What would make a difference is to make legal content available more widely and without restriction. Why should I "buy" a DRM movie download that I can only watch on a designated "approved" device and only as long as the company I "bought" it from is still in business when it's even easier to download it from a torrent, and then I have full use of it on any device forever.
Generally when I want to buy a movie, I'll just buy a used DVD and rip it myself though sometimes if it's something I want to watch right away I'll torrent it and buy it at the same time so I can watch the movie immediately.

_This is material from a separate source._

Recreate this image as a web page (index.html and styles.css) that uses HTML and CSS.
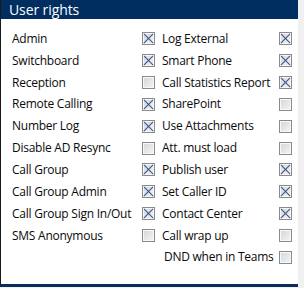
FILE: index.html
```html
<!DOCTYPE html>
<html>
<head>
<meta charset="utf-8">
<link rel="stylesheet" href="styles.css">
</head>
<body>
<div class="panel">
  <div class="header">User rights</div>
  <div class="grid">
    <span class="lbl">Admin</span><span class="cb on"></span>
    <span class="lbl r">Log External</span><span class="cb on"></span>

    <span class="lbl">Switchboard</span><span class="cb on"></span>
    <span class="lbl r">Smart Phone</span><span class="cb on"></span>

    <span class="lbl">Reception</span><span class="cb"></span>
    <span class="lbl r">Call Statistics Report</span><span class="cb on"></span>

    <span class="lbl">Remote Calling</span><span class="cb on"></span>
    <span class="lbl r">SharePoint</span><span class="cb"></span>

    <span class="lbl">Number Log</span><span class="cb on"></span>
    <span class="lbl r">Use Attachments</span><span class="cb"></span>

    <span class="lbl">Disable AD Resync</span><span class="cb"></span>
    <span class="lbl r">Att. must load</span><span class="cb"></span>

    <span class="lbl">Call Group</span><span class="cb on"></span>
    <span class="lbl r">Publish user</span><span class="cb on"></span>

    <span class="lbl">Call Group Admin</span><span class="cb on"></span>
    <span class="lbl r">Set Caller ID</span><span class="cb on"></span>

    <span class="lbl">Call Group Sign In/Out</span><span class="cb on"></span>
    <span class="lbl r">Contact Center</span><span class="cb on"></span>

    <span class="lbl">SMS Anonymous</span><span class="cb"></span>
    <span class="lbl r">Call wrap up</span><span class="cb"></span>

    <span class="lbl"></span><span></span>
    <span class="lbl r ind">DND when in Teams</span><span class="cb"></span>
  </div>
</div>
</body>
</html>
```
FILE: styles.css
```css
html, body {
  margin: 0;
  padding: 0;
  background: #f0f0f0;
  height: 288px;
  overflow: hidden;
}
body {
  font-family: "Open Sans", "Noto Sans", sans-serif;
  font-size: 12px;
  color: #0a0a0a;
}
.panel {
  width: 297px;
  height: 284px;
  background: #fff;
  border-left: 1px solid #1a1a1a;
  border-bottom: 3px solid #0b2d5c;
  display: flex;
  flex-direction: column;
}
.header {
  height: 19px;
  line-height: 19px;
  background: #002e61;
  color: #fff;
  font-size: 14px;
  letter-spacing: -0.1px;
  padding-left: 8px;
}
.grid {
  display: grid;
  grid-template-columns: 130px 13px 124px 13px;
  grid-auto-rows: 21.85px;
  padding: 9px 0 0 11px;
  align-items: center;
}
.lbl {
  white-space: nowrap;
  line-height: 16px;
  letter-spacing: -0.25px;
}
.lbl.r { padding-left: 7px; }
.lbl.r.ind { padding-left: 9px; }
.cb {
  width: 11px;
  height: 11px;
  border: 1px solid #8a8a8a;
  background: linear-gradient(135deg, #d4d6d9 0%, #f4f4f5 100%);
  box-shadow: inset 0 0 0 1px #f8f8f8;
  position: relative;
  overflow: hidden;
}
.cb.on::before, .cb.on::after {
  content: "";
  position: absolute;
  left: -1px;
  top: 5px;
  width: 13px;
  height: 1.2px;
  background: #34508e;
}
.cb.on::before { transform: rotate(45deg); }
.cb.on::after { transform: rotate(-45deg); }
```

I believe I'm violating the law in both cases despite the fact that I have physical DVD's for all of my movies.
If I could buy a non-DRM'ed "official" movie in digital form for a reasonable price, I'd rather do that since I'd be guaranteed a high quality copy in my language (that sure beats waiting 3 hours for a torrent to download only to find out that the audio is in Mandarin with no subtitles), but there's no way to do so.